1.2 The Virtual Continuum
Many users and developers seem to loosely refer to Augmented Reality and Virtual Reality applications and devices as the same technology. Although they share many features and both sit within the virtual, there is a significant difference between the two. Virtual Reality's paradigm is to form a fully immersive simulation that replaces the user's environment, whereas Augmented Reality builds a digital layer onto or within the existing physical environment.
What defines the different immersive technology mostly relates to their [a] content source and the [b] experience medium. Following Milgram and Kishino's 1994 Virtual Continuum model there are 4 core immersive states within the spectrum:
Physical Reality which refers to physical world content, experienced in a physical space. Augmented Reality which refers to digital world content, experienced within a physical space. Augmented Virtuality which refers to physical world generated content, experienced in a digital space and Virtual Reality which refers to digital world content, experienced within a digital space.
The term 'Augmented Reality' was coined in 1990 by Boeing researchers Tom Caudell and David Mizell, during the Boeing Augmented Reality Head Mounted Display [HMD] system project for the new 777 jet- liner. Augmented Reality is often defined as "all cases in which the display of an otherwise real environment is augmented by means of virtual [computer graphic] objects."
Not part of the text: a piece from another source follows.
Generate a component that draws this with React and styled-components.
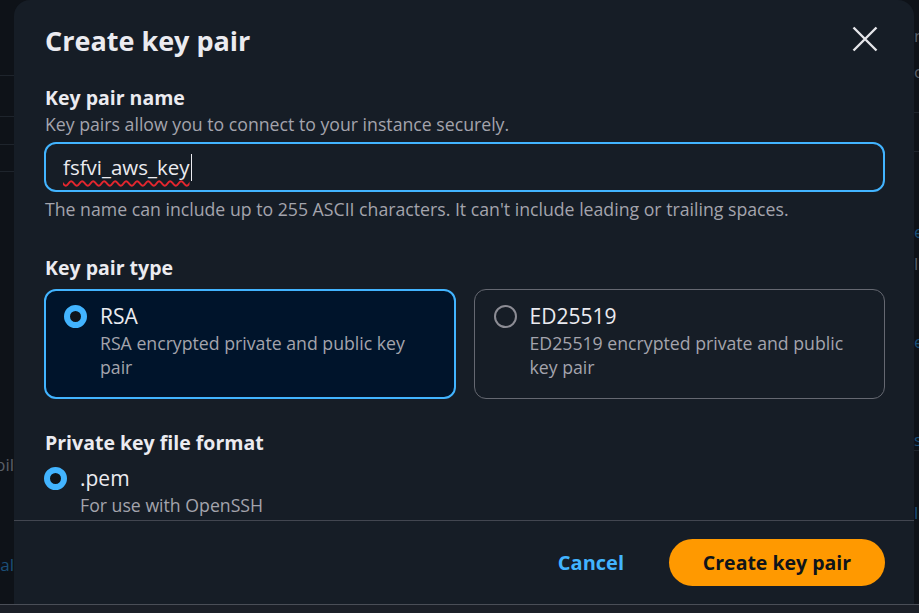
import React from "react";
import styled, { createGlobalStyle } from "styled-components";

const GlobalStyle = createGlobalStyle`
  html, body {
    margin: 0;
    padding: 0;
    background: #0e1218;
    font-family: "Open Sans", "Noto Sans", sans-serif;
    overflow: hidden;
  }
`;

const Screen = styled.div`
  position: relative;
  width: 919px;
  height: 613px;
  overflow: hidden;
  background: #0e1218;
`;

// console page sitting behind the dialog (only its edges show)
const Page = styled.div`
  height: 613px;
  display: flex;
  justify-content: space-between;
  font-size: 17px;
`;

const PageCol = styled.div`
  width: ${props => props.w}px;
  overflow: hidden;
  display: flex;
  flex-direction: column;
  align-items: ${props => (props.right ? "flex-start" : "flex-end")};
`;

const PageRow = styled.div`
  flex: none;
  width: 100%;
  height: ${props => props.h}px;
  border-bottom: ${props => (props.line ? "1px solid #1e242c" : "none")};
  display: flex;
  align-items: center;
  justify-content: ${props => (props.right ? "flex-start" : "flex-end")};
  color: ${props => (props.link ? "#1b4f78" : "#5a5f68")};
  white-space: nowrap;
`;

const Modal = styled.div`
  position: absolute;
  left: 14px;
  top: 0;
  width: 900px;
  height: 604px;
  background: #161d26;
  border-radius: 16px 16px 0 0;
  display: flex;
  flex-direction: column;
  color: #ebebf0;
`;

const Header = styled.div`
  display: flex;
  justify-content: space-between;
  align-items: flex-start;
  padding: 22px 35px 0 31px;
`;

const Title = styled.h1`
  margin: 0;
  font-size: 27px;
  line-height: 38px;
  font-weight: 700;
  color: #ebebf0;
`;

const Close = styled.button`
  background: none;
  border: none;
  padding: 0;
  margin-top: 3px;
  width: 28px;
  height: 28px;
  display: flex;
  align-items: center;
  justify-content: center;
  cursor: pointer;
`;

const Body = styled.div`
  flex: 1;
  padding: 24px 29px 0 30px;
  display: flex;
  flex-direction: column;
`;

const Field = styled.div`
  display: flex;
  flex-direction: column;
  margin-bottom: ${props => props.mb || 0}px;
`;

const Label = styled.div`
  font-size: 19.5px;
  line-height: 28px;
  font-weight: 700;
  color: #ebebf0;
  padding-left: 1px;
`;

const Description = styled.div`
  font-size: 17.7px;
  line-height: 25px;
  color: #a4a4ad;
  padding-left: 1px;
`;

const Input = styled.div`
  margin: 5px 0 5px;
  height: 50px;
  box-sizing: border-box;
  border: 2px solid #42b4ff;
  border-radius: 12px;
  background: #161d26;
  display: flex;
  align-items: center;
  padding-left: 17px;
  font-size: 20.5px;
  color: #ebebf0;
`;

const Misspelled = styled.span`
  text-decoration: underline wavy #e5262e;
  text-decoration-thickness: 1.5px;
  text-underline-offset: 5px;
  text-decoration-skip-ink: none;
`;

const Caret = styled.span`
  display: inline-block;
  width: 1.5px;
  height: 27px;
  background: #ebebf0;
  margin-left: 1px;
`;

const Tiles = styled.div`
  display: grid;
  grid-template-columns: 1fr 1fr;
  gap: 18px;
  margin-top: 7px;
`;

const Tile = styled.div`
  box-sizing: border-box;
  height: 110px;
  border-radius: 12px;
  border: ${props => (props.selected ? "2px solid #42b4ff" : "1px solid #656871")};
  background: ${props => (props.selected ? "#00142b" : "transparent")};
  padding: ${props => (props.selected ? "10px 30px 0 18px" : "11px 31px 0 19px")};
  display: flex;
  gap: 13px;
`;

const Radio = styled.span`
  flex: none;
  box-sizing: border-box;
  width: 23px;
  height: 23px;
  border-radius: 50%;
  margin-top: 4px;
  border: ${props => (props.checked ? "6px solid #42b4ff" : "2px solid #8c8c94")};
  background: ${props => (props.checked ? "#0f141a" : "transparent")};
`;

const OptionText = styled.div`
  display: flex;
  flex-direction: column;
`;

const OptionLabel = styled.div`
  font-size: 21px;
  line-height: 30px;
  color: #ebebf0;
`;

const OptionDesc = styled.div`
  font-size: 17.7px;
  line-height: 24px;
  color: #a4a4ad;
`;

const RadioRow = styled.div`
  display: flex;
  gap: 13px;
  margin-top: 6px;
`;

const Footer = styled.div`
  border-top: 1px solid #424650;
  height: 84px;
  box-sizing: border-box;
  display: flex;
  align-items: center;
  justify-content: flex-end;
  gap: 45px;
  padding: 0 29px 0 0;
`;

const LinkButton = styled.button`
  background: none;
  border: none;
  font-family: inherit;
  font-size: 20px;
  font-weight: 700;
  color: #42b4ff;
  padding: 0;
  cursor: pointer;
`;

const PrimaryButton = styled.button`
  background: #ff9900;
  border: none;
  border-radius: 24px;
  height: 47px;
  width: 216px;
  font-family: inherit;
  font-size: 19.5px;
  font-weight: 700;
  color: #0f141a;
  cursor: pointer;
`;

const BottomBar = styled.div`
  position: absolute;
  left: 0;
  right: 0;
  bottom: 0;
  height: 8px;
  background: #1b1f27;
  border-top: 1px solid #4a4e57;
`;

export default function App() {
  return (
    <>
      <GlobalStyle />
      <Screen>
        <Page>
          <PageCol w={14}>
            <PageRow h={75} line />
            <PageRow h={40} line />
            <PageRow h={27} line />
            <PageRow h={26} line />
            <PageRow h={278} />
            <PageRow h={28}>bil</PageRow>
            <PageRow h={72} />
            <PageRow h={28} link>al</PageRow>
          </PageCol>
          <PageCol w={5} right>
            <PageRow h={22} />
            <PageRow h={26} right>n</PageRow>
            <PageRow h={10} />
            <PageRow h={26} right>o</PageRow>
            <PageRow h={28} right line />
            <PageRow h={38} right line />
            <PageRow h={68} />
            <PageRow h={22} right link>e</PageRow>
            <PageRow h={10} />
            <PageRow h={22} right>l</PageRow>
            <PageRow h={56} />
            <PageRow h={22} right link>e</PageRow>
            <PageRow h={76} />
            <PageRow h={22} right link line>s</PageRow>
            <PageRow h={50} />
            <PageRow h={22} right link>l</PageRow>
          </PageCol>
        </Page>

        <Modal>
          <Header>
            <Title>Create key pair</Title>
            <Close aria-label="Close">
              <svg width="26" height="26" viewBox="0 0 26 26">
                <path
                  d="M1.5 1.5 L24.5 24.5 M24.5 1.5 L1.5 24.5"
                  stroke="#e6e6ea"
                  strokeWidth="2.4"
                  fill="none"
                />
              </svg>
            </Close>
          </Header>

          <Body>
            <Field mb={32}>
              <Label>Key pair name</Label>
              <Description>Key pairs allow you to connect to your instance securely.</Description>
              <Input>
                <Misspelled>fsfvi_aws_key</Misspelled>
                <Caret />
              </Input>
              <Description>
                The name can include up to 255 ASCII characters. It can't include leading or trailing spaces.
              </Description>
            </Field>

            <Field mb={30}>
              <Label>Key pair type</Label>
              <Tiles>
                <Tile selected>
                  <Radio checked />
                  <OptionText>
                    <OptionLabel>RSA</OptionLabel>
                    <OptionDesc>RSA encrypted private and public key pair</OptionDesc>
                  </OptionText>
                </Tile>
                <Tile>
                  <Radio />
                  <OptionText>
                    <OptionLabel>ED25519</OptionLabel>
                    <OptionDesc>ED25519 encrypted private and public key pair</OptionDesc>
                  </OptionText>
                </Tile>
              </Tiles>
            </Field>

            <Field>
              <Label>Private key file format</Label>
              <RadioRow>
                <Radio checked />
                <OptionText>
                  <OptionLabel>.pem</OptionLabel>
                  <OptionDesc>For use with OpenSSH</OptionDesc>
                </OptionText>
              </RadioRow>
            </Field>
          </Body>

          <Footer>
            <LinkButton>Cancel</LinkButton>
            <PrimaryButton>Create key pair</PrimaryButton>
          </Footer>
        </Modal>

        <BottomBar />
      </Screen>
    </>
  );
}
In other words the enhancement of the user's existing environment via a digital layer. An extended definition of Augmented Reality looks beyond the layered visual aspect, defining Augmented Reality as a view of a physical, real-world environment with elements that are augmented by computer-generated sensory input such as sound, video, graphics or GPS data.
Regardless of the technique used to create the digital layer, these definitions imply that any digital layering within a physical space could fall within the definition of Augmented Reality. I prefer to stick to the registration definition – where the augmented layer demonstrates a strong link and shares a spatial relation to the environment. A projection of digital imagery within a physical space does not qualify as Augmented Reality, unless it contains reactive features that transform according to variables within the environment – to form a truly digital/physical continuum by adapting and transforming to specific features, positions and interactions within the space.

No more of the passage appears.